A highly aggressive treatment that reduces deaths and prevents further transmission of XDR-TB has been developed by scientists in Russia and the US.

The study was published online in The Lancet. Success is maximized by individually assessing drug susceptibility in each patient, and making sure they follow their individually designed treatment programme which ideally includes at least five drugs to which their particular strain of TB is susceptible.

The normal treatment for TB is a course of four standard, or first-line, anti TB drugs. If these are misused or not managed correctly (for instance interruption or failure to complete the course), the result can be that non-resistant TB mutates into multidrug-resistant TB (MDR-TB). This form takes longer to treat with second-line drugs, which cost more and have more side effects.

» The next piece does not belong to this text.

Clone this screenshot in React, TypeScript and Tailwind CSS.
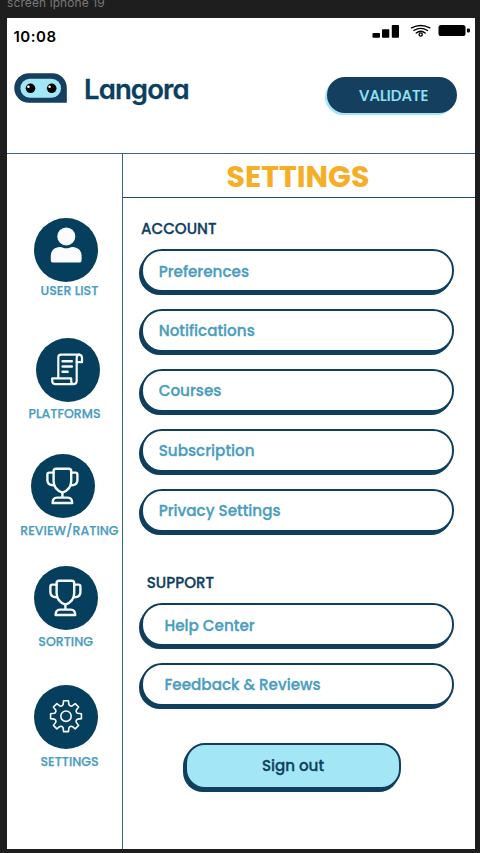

If the second-line drugs are also misused or mismanaged, then the MDR TB can turn into XDR TB, the most drug-resistant form of the disease. It is therefore important that TB control is managed properly to prevent the rise of resistant forms.

For this retrospective cohort study, Keshavjee and colleagues looked at 608 patients with MDR TB in Tomsk, Russia, who were treated in civilian or prison health centres between 2000 and 2004. Their treatment followed the protocol recommended by WHO.

Drug susceptibility testing (DST) on all patients showed that 4.8 per cent (29 patients) had XDR TB, while the rest has non-XDR TB. Each patient was given an individually designed treatment programme based on the result of their DST and any treatments they had been given before. The aim was to give each patient at least five drugs to which their particular strain of TB was susceptible.

If the doctors could not get hold of five effective drugs for a patient, they considered using drugs to which resistance was known, especially if that patient had no history of exposure to them.

The results showed that treatment failure was more common in XDR TB patients than non-XDR TB patients, (31 versus 9 per cent failure respectively). 48% of XDR TB patients and 67 per cent of non-XDR TB patients were either cured or completed their programme.

Frequency and management of adverse events were the same in both XDR and non-XDR TB patients.